** Start INPUT DATA **
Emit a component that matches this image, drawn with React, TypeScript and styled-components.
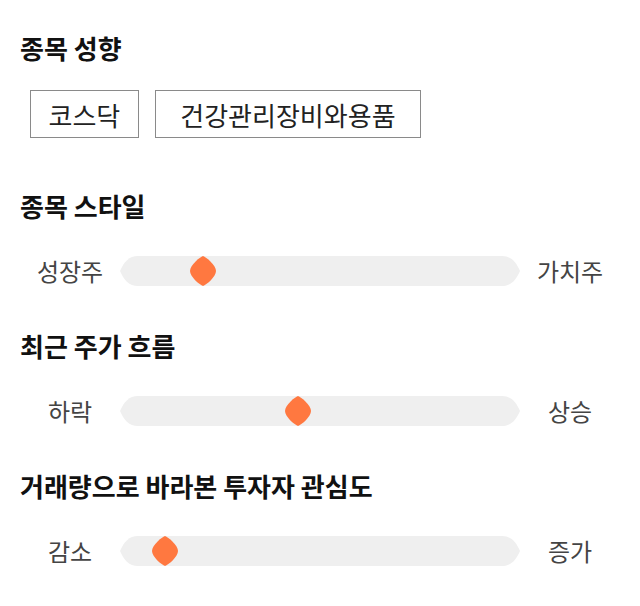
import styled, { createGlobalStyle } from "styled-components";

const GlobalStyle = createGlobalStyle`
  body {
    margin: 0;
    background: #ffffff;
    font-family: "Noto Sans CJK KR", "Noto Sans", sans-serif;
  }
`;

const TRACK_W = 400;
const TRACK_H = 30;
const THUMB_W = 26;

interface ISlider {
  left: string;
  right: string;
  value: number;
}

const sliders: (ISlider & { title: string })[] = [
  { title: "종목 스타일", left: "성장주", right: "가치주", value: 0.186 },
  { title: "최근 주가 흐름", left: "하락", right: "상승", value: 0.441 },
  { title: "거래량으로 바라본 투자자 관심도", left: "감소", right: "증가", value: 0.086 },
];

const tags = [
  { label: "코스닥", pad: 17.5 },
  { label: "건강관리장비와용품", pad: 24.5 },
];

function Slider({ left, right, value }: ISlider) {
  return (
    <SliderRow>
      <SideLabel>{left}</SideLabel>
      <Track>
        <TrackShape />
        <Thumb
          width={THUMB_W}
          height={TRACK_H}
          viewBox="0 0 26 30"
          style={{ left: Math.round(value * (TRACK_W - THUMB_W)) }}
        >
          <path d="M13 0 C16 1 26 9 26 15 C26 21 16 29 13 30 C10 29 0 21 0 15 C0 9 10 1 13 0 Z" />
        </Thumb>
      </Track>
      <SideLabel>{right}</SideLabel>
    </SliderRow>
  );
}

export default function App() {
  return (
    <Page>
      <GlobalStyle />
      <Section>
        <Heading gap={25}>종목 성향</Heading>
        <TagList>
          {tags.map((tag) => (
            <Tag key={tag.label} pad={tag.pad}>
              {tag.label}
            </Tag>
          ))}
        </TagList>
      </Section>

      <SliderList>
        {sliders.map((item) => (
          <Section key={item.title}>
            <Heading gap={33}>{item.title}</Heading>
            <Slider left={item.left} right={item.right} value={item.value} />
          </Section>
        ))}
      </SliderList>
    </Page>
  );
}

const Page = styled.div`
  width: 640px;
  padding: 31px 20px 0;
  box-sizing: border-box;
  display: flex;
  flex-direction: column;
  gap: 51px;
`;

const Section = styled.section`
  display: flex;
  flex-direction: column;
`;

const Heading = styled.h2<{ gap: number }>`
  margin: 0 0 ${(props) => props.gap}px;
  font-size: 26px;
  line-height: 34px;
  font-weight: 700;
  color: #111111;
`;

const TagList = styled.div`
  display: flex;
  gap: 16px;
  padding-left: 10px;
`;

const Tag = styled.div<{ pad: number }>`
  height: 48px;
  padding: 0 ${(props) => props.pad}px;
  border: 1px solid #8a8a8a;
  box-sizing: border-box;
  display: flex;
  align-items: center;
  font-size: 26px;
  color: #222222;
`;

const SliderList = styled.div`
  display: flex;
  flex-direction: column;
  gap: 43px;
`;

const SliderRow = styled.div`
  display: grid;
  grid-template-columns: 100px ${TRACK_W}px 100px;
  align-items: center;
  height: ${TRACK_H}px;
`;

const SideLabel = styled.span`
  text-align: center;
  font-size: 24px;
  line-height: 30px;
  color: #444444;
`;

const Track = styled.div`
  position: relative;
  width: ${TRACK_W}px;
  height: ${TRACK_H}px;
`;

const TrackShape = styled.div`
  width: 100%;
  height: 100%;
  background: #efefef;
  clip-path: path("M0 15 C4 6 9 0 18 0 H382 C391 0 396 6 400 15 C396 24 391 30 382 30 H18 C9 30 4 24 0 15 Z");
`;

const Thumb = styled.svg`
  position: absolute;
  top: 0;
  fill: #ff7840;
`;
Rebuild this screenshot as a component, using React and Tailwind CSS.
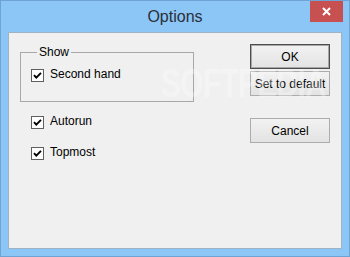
** End INPUT DATA **
Copy out each line of the material that holds the word "components".

Emit a component that matches this image, drawn with React, TypeScript and styled-components.
import styled, { createGlobalStyle } from "styled-components";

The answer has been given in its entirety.